Tapi sampai sekarang, terminal internasional di bandara Bengkulu masih kosong. Tidak ada maskapai yang masuk. Tidak ada penerbangan yang datang. Gedung itu hanya berdiri diam. Lampu menyala, tapi tidak ada penumpang.
Saya tidak tahu apakah pembangunan terminal itu benar-benar ada studi kelayakannya. Atau hanya proyek untuk menghabiskan anggaran. Kalau ada studi, mestinya mereka sudah menghitung pasar. Mestinya mereka sudah tahu maskapai mana yang mungkin masuk. Tapi kenyataannya, tidak ada yang jalan.
Kadang saya berpikir, ini soal kegagalan memasarkan Bengkulu. Bukan soal infrastruktur. Gedungnya ada. Runway-nya cukup. Imigrasi ada. Tapi siapa yang mau terbang ke kota yang tidak dipasarkan? Maskapai butuh penumpang. Tanpa penumpang, tidak ada rute.
Pemerintah daerah harus berani. Harus berani menawarkan Bengkulu. Harus berani mendatangi maskapai. Harus berani memberi insentif. Kalau perlu, subsidi dulu rutenya. Kalau berhasil, efeknya akan panjang. Banyak kota yang berhasil dengan cara itu.
Saya percaya, Bengkulu bisa. Potensi ada. Kekerabatan ada. Wisata ada. Tinggal kemauan. Tinggal keberanian. Tinggal kerja keras.

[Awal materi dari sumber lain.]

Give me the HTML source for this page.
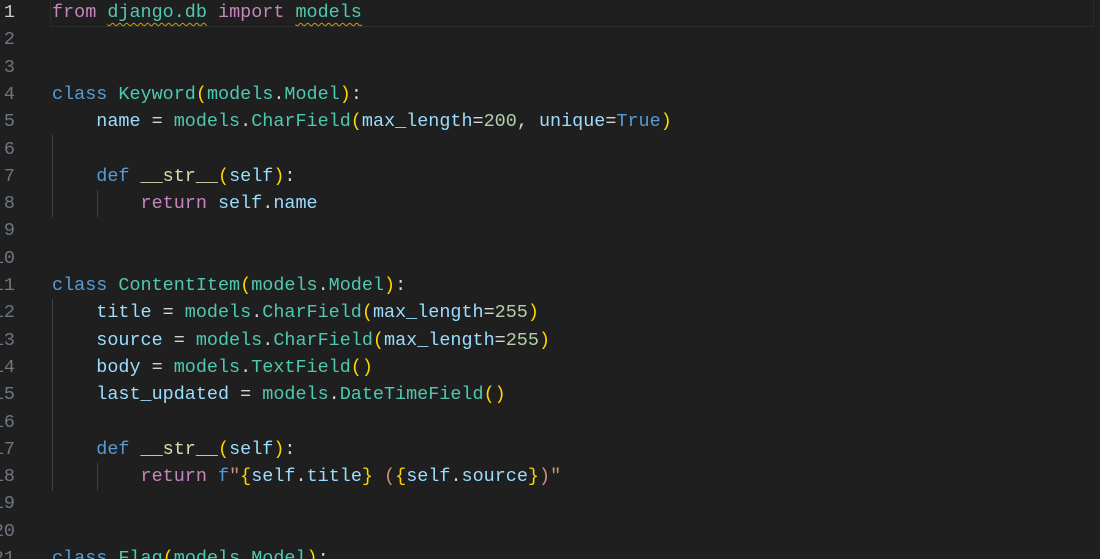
<!DOCTYPE html>
<html><head><style>
html,body{margin:0;padding:0;background:#1f1f1f;width:1100px;height:559px;overflow:hidden}
.ed{position:relative;font-family:"Liberation Mono",monospace;font-size:18.45px;}
.ln{position:absolute;left:-26px;width:41px;text-align:right;color:#6e7681;height:27.3px;line-height:27.3px}
.cl{position:absolute;left:52px;white-space:pre;color:#d4d4d4;height:27.3px;line-height:27.3px}
.k{color:#c586c0}.b{color:#569cd6}.t{color:#4ec9b0}.v{color:#9cdcfe}.y{color:#ffd700}.n{color:#b5cea8}.s{color:#ce9178}.f{color:#dcdcaa}
.sq{text-decoration:underline wavy #c9a400;text-underline-offset:5px;text-decoration-thickness:1px}
.g{position:absolute;width:1px;background:#404040}
</style></head><body><div class="ed">
<div style="position:absolute;left:50px;top:-1px;width:1042px;height:26px;border:1px solid #2c2c2c"></div>
<div class="g" style="left:52px;top:135px;height:82px"></div>
<div class="g" style="left:97px;top:190px;height:27px"></div>
<div class="g" style="left:52px;top:299px;height:192px"></div>
<div class="g" style="left:97px;top:463px;height:28px"></div>
<div class="ln" style="top:-1px;color:#ccc">1</div>
<div class="ln" style="top:26.3px">2</div>
<div class="ln" style="top:53.6px">3</div>
<div class="ln" style="top:80.9px">4</div>
<div class="ln" style="top:108.2px">5</div>
<div class="ln" style="top:135.5px">6</div>
<div class="ln" style="top:162.8px">7</div>
<div class="ln" style="top:190.1px">8</div>
<div class="ln" style="top:217.4px">9</div>
<div class="ln" style="top:244.7px">10</div>
<div class="ln" style="top:272px">11</div>
<div class="ln" style="top:299.3px">12</div>
<div class="ln" style="top:326.6px">13</div>
<div class="ln" style="top:353.9px">14</div>
<div class="ln" style="top:381.2px">15</div>
<div class="ln" style="top:408.5px">16</div>
<div class="ln" style="top:435.8px">17</div>
<div class="ln" style="top:463.1px">18</div>
<div class="ln" style="top:490.4px">19</div>
<div class="ln" style="top:517.7px">20</div>
<div class="ln" style="top:545px">21</div>
<div class="cl" style="top:-1px"><span class="k">from</span> <span class="t sq">django.db</span> <span class="k">import</span> <span class="t sq">models</span></div>
<div class="cl" style="top:80.9px"><span class="b">class</span> <span class="t">Keyword</span><span class="y">(</span><span class="t">models</span>.<span class="t">Model</span><span class="y">)</span>:</div>
<div class="cl" style="top:108.2px">    <span class="v">name</span> = <span class="t">models</span>.<span class="t">CharField</span><span class="y">(</span><span class="v">max_length</span>=<span class="n">200</span>, <span class="v">unique</span>=<span class="b">True</span><span class="y">)</span></div>
<div class="cl" style="top:162.8px">    <span class="b">def</span> <span class="f">__str__</span><span class="y">(</span><span class="v">self</span><span class="y">)</span>:</div>
<div class="cl" style="top:190.1px">        <span class="k">return</span> <span class="v">self</span>.<span class="v">name</span></div>
<div class="cl" style="top:272px"><span class="b">class</span> <span class="t">ContentItem</span><span class="y">(</span><span class="t">models</span>.<span class="t">Model</span><span class="y">)</span>:</div>
<div class="cl" style="top:299.3px">    <span class="v">title</span> = <span class="t">models</span>.<span class="t">CharField</span><span class="y">(</span><span class="v">max_length</span>=<span class="n">255</span><span class="y">)</span></div>
<div class="cl" style="top:326.6px">    <span class="v">source</span> = <span class="t">models</span>.<span class="t">CharField</span><span class="y">(</span><span class="v">max_length</span>=<span class="n">255</span><span class="y">)</span></div>
<div class="cl" style="top:353.9px">    <span class="v">body</span> = <span class="t">models</span>.<span class="t">TextField</span><span class="y">()</span></div>
<div class="cl" style="top:381.2px">    <span class="v">last_updated</span> = <span class="t">models</span>.<span class="t">DateTimeField</span><span class="y">()</span></div>
<div class="cl" style="top:435.8px">    <span class="b">def</span> <span class="f">__str__</span><span class="y">(</span><span class="v">self</span><span class="y">)</span>:</div>
<div class="cl" style="top:463.1px">        <span class="k">return</span> <span class="b">f</span><span class="s">"</span><span class="y">{</span><span class="v">self</span>.<span class="v">title</span><span class="y">}</span><span class="s"> (</span><span class="y">{</span><span class="v">self</span>.<span class="v">source</span><span class="y">}</span><span class="s">)"</span></div>
<div class="cl" style="top:545px"><span class="b">class</span> <span class="t">Flag</span><span class="y">(</span><span class="t">models</span>.<span class="t">Model</span><span class="y">)</span>:</div>
</div></body></html>
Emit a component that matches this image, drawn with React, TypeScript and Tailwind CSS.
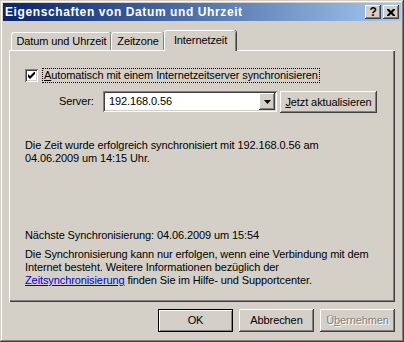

Kasihan sekali gedung terminal itu kalau terus dibiarkan kosong. Padahal dibangun dengan uang rakyat. Padahal bisa membawa manfaat besar. Jangan sampai jadi monumen kegagalan. Monumen kebijakan yang setengah hati.
Bengkulu perlu mimpi besar. Dan mimpi itu harus diwujudkan. Tidak cukup hanya punya gedung. Tidak cukup hanya punya papan nama. Yang penting adalah pesawat datang. Orang berdatangan. Ekonomi bergerak.
Mimpi itu tidak boleh berhenti. Harus dikejar. Harus diperjuangkan. Kalau tidak, Bengkulu akan terus tertinggal. Akan terus jadi kota yang dilewati, bukan disinggahi.
Saya melihat, jalan masih terbuka. Tinggal siapa yang mau menyalakan lampunya. Tinggal siapa yang mau bekerja. Tinggal siapa yang mau menjadikan Bengkulu bukan hanya punya terminal internasional, tapi juga penerbangan internasional yang nyata.